Moore disavowed the violence, but she couldn’t escape the fact that her rhetoric had directly caused it. Similarly, when the Ku Klux Klan rolled into town to support the boycott, Moore insisted she had nothing to do with their campaign. She also said she had nothing to do with the burning cross outside the school district’s headquarters in 1975, and it seems very likely she was telling the truth. Yet when the Klan’s local leader articulated his vision for public schools, his language was the same as Moore’s. Just like Alice Moore, the Klan promised to “return patriotism and Christianity to our schools.” They claimed to be joining the national campaign to stop “the breakdown of morals among our children.”

Alice Moore denounced it all, but the damage was done. The boycott—now indelibly associated with the Klan—fizzled. A student march in favor of the controversial books attracted thousands of supporters. The books remained in schools, though parents had to sign a permission slip for a few of the titles.

The lesson for Moms for Liberty is clear.

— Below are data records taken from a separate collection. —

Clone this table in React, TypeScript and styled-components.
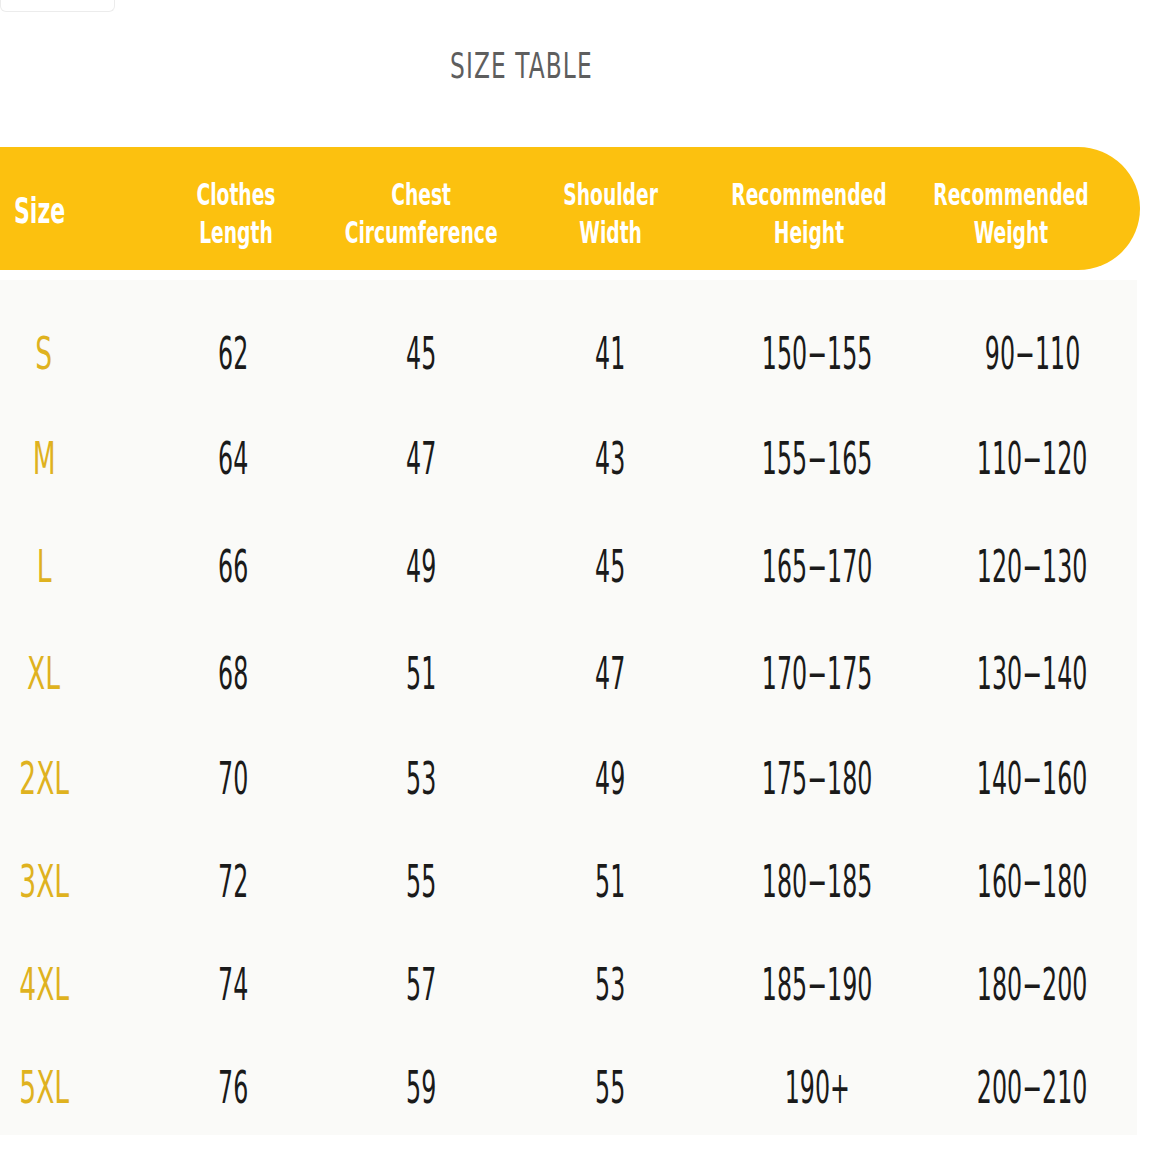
import React from 'react'
import styled, { createGlobalStyle } from 'styled-components'

const GlobalStyle = createGlobalStyle`
  html, body {
    margin: 0;
    padding: 0;
    background: #fff;
  }
  body {
    font-family: "DejaVu Sans Condensed", "Liberation Sans Narrow", "DejaVu Sans", sans-serif;
    font-stretch: condensed;
  }
`

const Page = styled.div`
  width: 1151px;
  height: 1150px;
  overflow: hidden;
  background: #fff;
`

const CornerTab = styled.div`
  width: 113px;
  height: 11px;
  border: 1px solid #ececec;
  border-top: none;
  border-radius: 0 0 6px 6px;
`

const Title = styled.h1`
  width: 1042px;
  margin: 30px 0 0;
  display: flex;
  justify-content: center;
  font-size: 35px;
  font-weight: 400;
  letter-spacing: 1.5px;
  color: #5e5e5e;
  line-height: 48px;
`

const Narrow = styled.span<{ $scale: number }>`
  display: inline-block;
  white-space: nowrap;
  transform: scaleX(${(p) => p.$scale});
`

const columns = '140px 188px 187px 195px 205px 225px'

const HeaderBar = styled.div`
  margin-top: 57px;
  width: 1140px;
  height: 123px;
  background: #fcc10f;
  border-radius: 0 62px 62px 0;
  display: grid;
  grid-template-columns: ${columns};
  align-items: center;
`

const HeadCell = styled.div<{ $shift?: number }>`
  display: flex;
  justify-content: center;
  color: #fff;
  font-size: 31px;
  font-weight: 700;
  line-height: 38px;
  text-align: center;
  padding-top: 8px;
  transform: translateX(${(p) => p.$shift ?? 0}px);
`

const SizeHead = styled.div`
  color: #fff;
  font-size: 35px;
  font-weight: 700;
  padding: 4px 0 0 14px;

  span {
    transform-origin: left center;
  }
`

const Panel = styled.div`
  margin-top: 10px;
  width: 1137px;
  height: 855px;
  padding-top: 21px;
  box-sizing: border-box;
  background: #fafaf8;
`

const Row = styled.div<{ $h: number }>`
  height: ${(p) => p.$h}px;
  display: grid;
  grid-template-columns: ${columns};
  align-items: center;
`

const SizeCell = styled.div`
  width: 88px;
  display: flex;
  justify-content: center;
  color: #dfb21f;
  font-size: 44px;
  font-weight: 400;
`

const ValueCell = styled.div<{ $shift?: number }>`
  display: flex;
  justify-content: center;
  color: #1a1a1a;
  font-size: 44px;
  font-weight: 400;
  transform: translateX(${(p) => p.$shift ?? 0}px);
`

const rows: [number, string[]][] = [
  [104, ['S', '62', '45', '41', '150−155', '90−110']],
  [107, ['M', '64', '47', '43', '155−165', '110−120']],
  [109, ['L', '66', '49', '45', '165−170', '120−130']],
  [105, ['XL', '68', '51', '47', '170−175', '130−140']],
  [104, ['2XL', '70', '53', '49', '175−180', '140−160']],
  [103, ['3XL', '72', '55', '51', '180−185', '160−180']],
  [102, ['4XL', '74', '57', '53', '185−190', '180−200']],
  [104, ['5XL', '76', '59', '55', '190+', '200−210']],
]

const heads: [string, string, number][] = [
  ['Clothes', 'Length', 2],
  ['Chest', 'Circumference', 0],
  ['Shoulder', 'Width', -2],
  ['Recommended', 'Height', -4],
  ['Recommended', 'Weight', -17],
]

const valueShift = [-1, 0, -2, 5, 5]

export default function App() {
  return (
    <Page>
      <GlobalStyle />
      <CornerTab />
      <Title>
        <Narrow $scale={0.74}>SIZE TABLE</Narrow>
      </Title>

      <HeaderBar>
        <SizeHead>
          <Narrow $scale={0.7}>Size</Narrow>
        </SizeHead>
        {heads.map(([a, b, shift], i) => (
          <HeadCell key={i} $shift={shift}>
            <Narrow $scale={0.67}>
              {a}
              <br />
              {b}
            </Narrow>
          </HeadCell>
        ))}
      </HeaderBar>

      <Panel>
        {rows.map(([h, r]) => (
          <Row key={r[0]} $h={h}>
            <SizeCell>
              <Narrow $scale={0.67}>{r[0]}</Narrow>
            </SizeCell>
            {r.slice(1).map((v, i) => (
              <ValueCell key={i} $shift={valueShift[i]}>
                <Narrow $scale={0.6}>{v}</Narrow>
              </ValueCell>
            ))}
          </Row>
        ))}
      </Panel>
    </Page>
  )
}
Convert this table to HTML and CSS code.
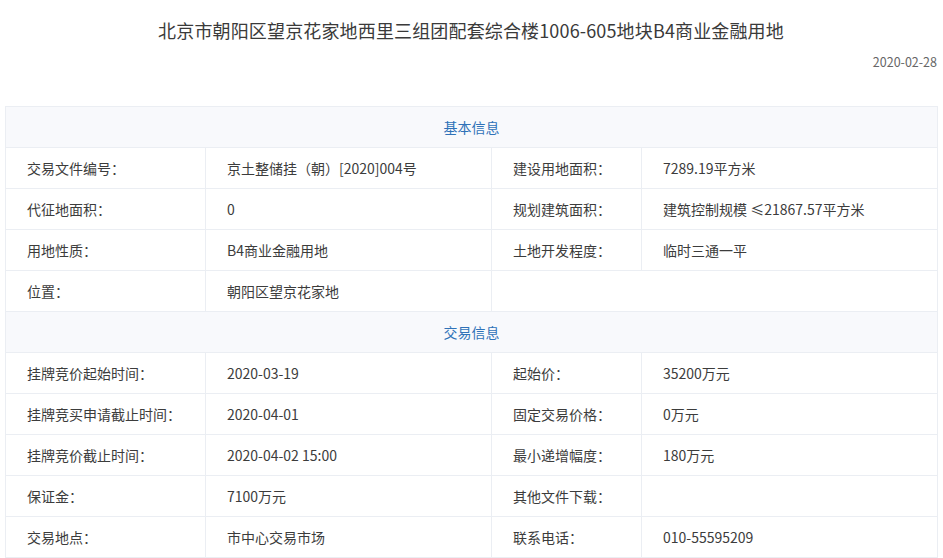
FILE: index.html
```html
<!DOCTYPE html>
<html lang="zh">
<head>
<meta charset="utf-8">
<link rel="stylesheet" href="styles.css">
</head>
<body>
<div class="page">
  <h1 class="title">北京市朝阳区望京花家地西里三组团配套综合楼1006-605地块B4商业金融用地</h1>
  <div class="date">2020-02-28</div>
  <table class="info">
    <colgroup><col class="c1"><col class="c2"><col class="c3"><col class="c4"></colgroup>
    <tr><th colspan="4">基本信息</th></tr>
    <tr><td>交易文件编号：</td><td>京土整储挂（朝）[2020]004号</td><td>建设用地面积：</td><td>7289.19平方米</td></tr>
    <tr><td>代征地面积：</td><td>0</td><td>规划建筑面积：</td><td>建筑控制规模 ≤21867.57平方米</td></tr>
    <tr><td>用地性质：</td><td>B4商业金融用地</td><td>土地开发程度：</td><td>临时三通一平</td></tr>
    <tr><td>位置：</td><td>朝阳区望京花家地</td><td colspan="2"></td></tr>
    <tr><th colspan="4">交易信息</th></tr>
    <tr><td>挂牌竞价起始时间：</td><td>2020-03-19</td><td>起始价：</td><td>35200万元</td></tr>
    <tr><td>挂牌竞买申请截止时间：</td><td>2020-04-01</td><td>固定交易价格：</td><td>0万元</td></tr>
    <tr><td>挂牌竞价截止时间：</td><td>2020-04-02 15:00</td><td>最小递增幅度：</td><td>180万元</td></tr>
    <tr><td>保证金：</td><td>7100万元</td><td>其他文件下载：</td><td></td></tr>
    <tr><td>交易地点：</td><td>市中心交易市场</td><td>联系电话：</td><td>010-55595209</td></tr>
  </table>
</div>
</body>
</html>
```

FILE: styles.css
```css
html, body {
  margin: 0;
  padding: 0;
  background: #fff;
}
body {
  font-family: "Noto Sans CJK SC", "Noto Sans", sans-serif;
  color: #333;
}
.page {
  padding: 0 6px 0 5px;
}
.title {
  margin: 0;
  padding-top: 17px;
  height: 27px;
  line-height: 27px;
  font-size: 18px;
  letter-spacing: 0.15px;
  font-weight: normal;
  text-align: center;
  color: #3a3a3a;
}
.date {
  margin-top: 8px;
  height: 20px;
  line-height: 20px;
  font-size: 12.5px;
  color: #666;
  text-align: right;
}
.info {
  margin-top: 34px;
  width: 932px;
  border-collapse: collapse;
  table-layout: fixed;
  font-size: 14px;
}
.c1 { width: 200px; }
.c2 { width: 286px; }
.c3 { width: 150px; }
.c4 { width: 296px; }
.info th,
.info td {
  border: 1px solid #ebeef3;
  height: 41px;
  padding: 0 0 0 21px;
  box-sizing: border-box;
  text-align: left;
  font-weight: normal;
  color: #3c3c3c;
  white-space: nowrap;
}
.info th {
  background: #f8f9fc;
  color: #2f72b8;
  text-align: center;
  padding: 0;
}
```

It is easy to get quick support by standing up for children and parents’ rights. It is simple to spread alarm about teachers as “groomers” and the possibility that white children might feel guilty about racism. But that support can be dangerous.

The political dangers have become painfully obvious. Moms for Liberty has always struggled to control its message. One local group in Tennessee embarrassed the organization in 2021 by calling for a ban on a book about seahorses because the book was “too sexy.” More recently, another local chapter infamously quoted Adolf Hitler. The national leadership scrambled to explain the obvious. The quote was not meant to endorse Hitler, but rather to endorse parents’ rights.

But the backpedaling only underlined the obvious point: The Moms were out of control. It’s not only about embarrassing gaffes. Just as earlier conservative women attracted the support of violent right-wing men, today’s Moms are also supported by militant right-wing groups. At some school board meetings, Moms have been backed up by menacing ranks of Proud Boys. The Proud Boys have threatened and fought with parents for wearing COVID masks or supporting the rights of LGBTQ+ children.

With or without intimidating backup from the Proud Boys or other right-wing organizations, threats have become an ominous part of the Moms’ playbook. Local leaders have been convicted of harassment for threatening their neighbors. As one victim described on the witness stand, a local Mom “said she’d find my family.” In Livingston County, Michigan, the chair of the local Moms chapter made no attempt to soft-pedal her warning. As she told the school board: “We’re coming after you. Take it as a threat. Call the FBI. I don’t care.”

Moms for Liberty has found that, like Alice Moore before them or DAR before that, speaking in the name of “Moms” can lead to rapid growth. But it is frighteningly easy for that growth to spread out of control, making it difficult to avoid violence and the threat of violence.

By maligning schools and smearing teachers as sexual predators, Moms for Liberty is playing with the same ideological dynamite that wreaked havoc in Alice Moore’s Kanawha County. It is terrifyingly easy to predict what’s in store: more violent extremists will heed the Moms’ call to seize control of schools, using whatever means necessary.